··· Information shown
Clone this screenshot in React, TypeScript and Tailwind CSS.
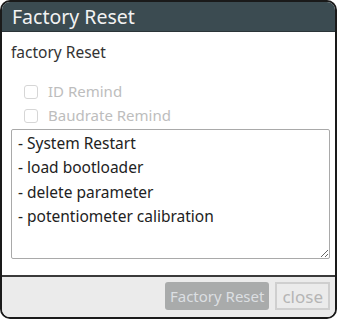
import { useState } from "react";

export default function App() {
  const [idRemind, setIdRemind] = useState(false);
  const [baudRemind, setBaudRemind] = useState(false);

  return (
    <div className="w-[338px] h-[320px] bg-white" style={{ fontFamily: '"Noto Sans", "Open Sans", sans-serif' }}>
      <div className="w-[337px] h-[319px] flex flex-col rounded-[10px] border-2 border-[#1a1a1a] overflow-hidden bg-white">
        {/* Header */}
        <div className="h-[30px] shrink-0 bg-[#3b4b51] border-b border-[#2b3438] flex items-center px-[10px]">
          <span className="text-[19.5px] leading-none text-[#f2f2f2]">Factory Reset</span>
        </div>

        {/* Content */}
        <div className="flex-1 flex flex-col px-[9px]">
          <p className="mt-[10px] text-[15.5px] leading-[20px] text-[#333]">factory Reset</p>

          <div className="mt-[20px] flex flex-col gap-[5px] pl-[13px]">
            <label className="flex items-center gap-[10px] h-[19px] text-[15px] text-[#bdbdbd]">
              <input
                type="checkbox"
                disabled
                checked={idRemind}
                onChange={(e) => setIdRemind(e.target.checked)}
                className="appearance-none w-[14px] h-[14px] rounded-[3px] border border-[#d6d6d6] bg-white"
              />
              ID Remind
            </label>
            <label className="flex items-center gap-[10px] h-[19px] text-[15px] text-[#bdbdbd]">
              <input
                type="checkbox"
                disabled
                checked={baudRemind}
                onChange={(e) => setBaudRemind(e.target.checked)}
                className="appearance-none w-[14px] h-[14px] rounded-[3px] border border-[#d6d6d6] bg-white"
              />
              Baudrate Remind
            </label>
          </div>

          <textarea
            readOnly
            className="mt-[4px] h-[130px] w-[319px] resize border border-[#a9a9a9] rounded-[2px] px-[6px] py-[1px] text-[15.5px] leading-[24.3px] text-[#222] outline-none"
            style={{ fontFamily: '"Noto Sans", "Open Sans", sans-serif' }}
            defaultValue={"- System Restart\n- load bootloader\n- delete parameter\n- potentiometer calibration"}
          />
        </div>

        {/* Footer */}
        <div className="h-[42px] shrink-0 bg-[#ebebeb] border-t-2 border-[#3a3a3a] flex items-center justify-end gap-[6px] pr-[5px] pb-[2px]">
          <button
            disabled
            className="h-[28px] px-[5px] rounded-[3px] bg-[#a9abab] text-[15px] text-[#dcdfe2]"
          >
            Factory Reset
          </button>
          <button
            disabled
            className="h-[28px] px-[5px] border-2 border-[#cfcfcf] bg-[#ebebeb] text-[17px] text-[#b5b5b5]"
          >
            close
          </button>
        </div>
      </div>
    </div>
  );
}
······
Return only the lines from the start of the data through the line that contains "const [baudRemind, setBaudRemind]", please, copying them exactly and omitting all pictures.

Clone this screenshot in React, TypeScript and Tailwind CSS.
import { useState } from "react";

export default function App() {
  const [idRemind, setIdRemind] = useState(false);
  const [baudRemind, setBaudRemind] = useState(false);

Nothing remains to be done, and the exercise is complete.